Отношения с бабушкой испортились в несколько дней. Раньше она была моей любимой бабушкой — теперь стала моей мучительницей.
Водить детей домой запрещалось — они могли оказаться ворами и наводчиками. Бабушка задраила меня в стеклянной консервной банке, как помидоры. Я плавал в банке целый год. Я погрузился в отчаянное одиночество, очевидно спасительное, — я погрузился в себя. Бабушка закончила, как и я, четыре класса. В уроках она ничего не смыслила. Она следила за отметками.
Родители отдали меня в обычную 122-ю школу, где я уже учился один год, в первом классе, в Палашовском переулке, возле Пушкинской площади. В ней учился диссидент Буковский, но он был старше, я его тогда не знал. Когда с Буковским мы встретились в Кембридже и пили всю ночь красное вино, мы вспоминали учителей, завуча-географичку но прозвищу Вобла. Можно было меня отдать в школу для привилегированных семей, что сделали, например, Подцеробы. Не знаю, что бы из этого вышло. Алексей, который пил томатный сок за Сталина у меня в день рождения, стал дипломатом, другой сын — наркоманом. Я сошелся с будущим наркоманом Кирюшей. Он был мне интересен и социально близок. В моей школе учились дети переулочных подвалов и коммуналок на улице Горького. Половина класса топила печки дровами. Одноклассники казались мне оборванцами, маленькими клошарами.

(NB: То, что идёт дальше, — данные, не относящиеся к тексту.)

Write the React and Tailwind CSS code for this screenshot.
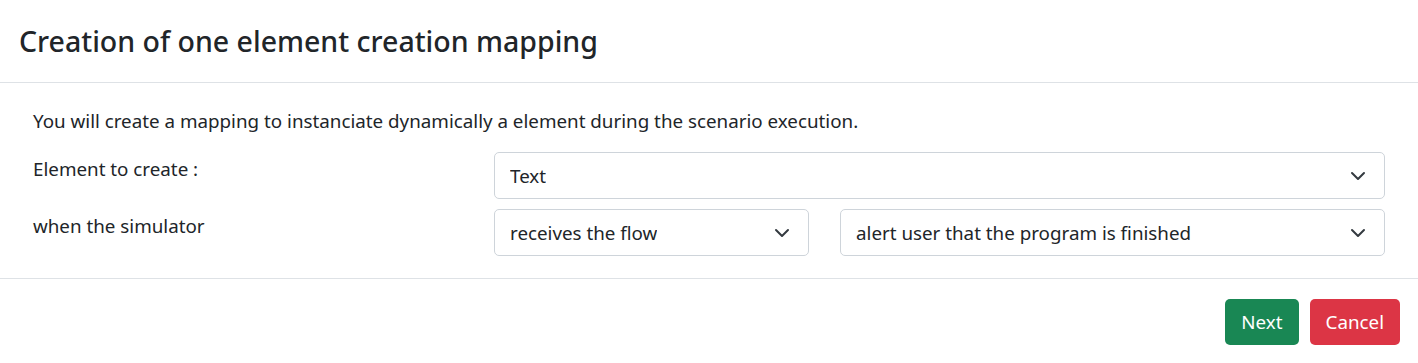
import React from 'react';

const Chevron = () => (
  <svg viewBox="0 0 16 16" className="h-[16px] w-[16px] shrink-0" fill="none" stroke="#343a40" strokeWidth="2" strokeLinecap="round" strokeLinejoin="round">
    <path d="m2 5 6 6 6-6" />
  </svg>
);

const FakeSelect = ({ value, className = '' }) => (
  <div className={`flex h-[47px] items-center justify-between rounded-[5px] border border-[#ced4da] bg-white pl-[15px] pr-[18px] ${className}`}>
    <span className="truncate">{value}</span>
    <Chevron />
  </div>
);

const FormRow = ({ label, children }) => (
  <div className="flex items-start">
    <div className="w-[461px] shrink-0 pt-[3px] leading-[1.5]">{label}</div>
    <div className="flex flex-1 gap-[31px]">{children}</div>
  </div>
);

export default function App() {
  return (
    <div className="min-h-[363px] w-full bg-white text-[18.8px] text-[#212529]" style={{ fontFamily: '"Noto Sans", "Open Sans", sans-serif' }}>
      <div className="flex h-[83px] items-center border-b border-[#dee2e6] px-[19px]">
        <h4 className="text-[28.5px] font-medium leading-[1.2]">Creation of one element creation mapping</h4>
      </div>

      <div className="border-b border-[#dee2e6] px-[33px] pb-[22px]">
        <p className="pt-[24px] leading-[1.5]">You will create a mapping to instanciate dynamically a element during the scenario execution.</p>
        <div className="mt-[17px] flex flex-col gap-[10px]">
          <FormRow label="Element to create :">
            <FakeSelect value="Text" className="flex-1" />
          </FormRow>
          <FormRow label="when the simulator">
            <FakeSelect value="receives the flow" className="w-[315px]" />
            <FakeSelect value="alert user that the program is finished" className="flex-1" />
          </FormRow>
        </div>
      </div>

      <div className="flex justify-end gap-[11px] pl-[18px] pr-[18px] pt-[20px] pb-[18px]">
        <button type="button" className="h-[46px] rounded-[5px] bg-[#198754] px-[16px] text-white">Next</button>
        <button type="button" className="h-[46px] rounded-[5px] bg-[#dc3545] px-[16px] text-white">Cancel</button>
      </div>
    </div>
  );
}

Разница между Парижем и Москвой была столь кричащей, столь оглушительной, что Москва рисовалась мне таким фантастическим городом, которого вообще нет. Я отправился на разведку небытия. Вместе с Кирюшей мы ходили по вечернему городу. Он мне показывал опасные места. По-моему, все места были опасными. Горел мусор на помойках Красной Пресни. По переулку возвращаться из школы домой было рискованно. Подходили хулиганы:
— Деньги есть?
Если сказать «нет», требовали попрыгать. Мелочь звенела в карманах — били за вранье и отнимали. Если не звенела — тоже били. Я быстро понял, что есть непередаваемый опыт. Никто не понимал, что значит — Париж. На переменах в теплое время года гоняли черепами в футбол на школьном дворе. На месте школы было когда-то кладбище, в переулке когда-то жили палачи. Не любили тех, кто одевался лучше; завидя прохожего в шляпе, кричали:
— Вон шляпа идет!
Коллекция марок захирела. Юные фарцовщики, продававшие нелегально английские колонии по подворотням на Кузнецком мосту возле магазина филателии, были мне страшны. Зато в булочных продавали вкусные калачи. Жизнь превратилась в сравнение. Зимой был каток на Патриарших прудах — такого не было в Париже. Если проскочить мимо хулиганов — там можно было кататься. Но хулиганы были и на катке. Они умело дрались на коньках и обижали девчонок. На самом деле меня били мало. Я был смелым. Но я не любил драться. По коридорам школы ходили два страшных старшеклассника. Один раз ударили мне кулаком по лицу — просто так. Было больно. У меня была в сердце Кирилла Васильевна, ее светлый голый образ в ванне не давал мне покоя. В школе тоже была эротика. Подглядывали за девочками, которые переодевались на физкультуре. Но у девочек были странные розо-буро-малиновые панталоны, они пахли бедностью, были покусаны клопами, они были болезненно бледными. Единственно, чем я был полезен для школы, так это жвачкой. В Париже мне родители жвачку не покупали, но в 122-й школе все мечтали об американской жвачке. Однажды Коля Максимов был у меня дома, он увидел на кухне какие-то подушечки и стал их есть. Оказалось, это — французский клей, а не жвачка. Так и вижу его с заклеенным ртом.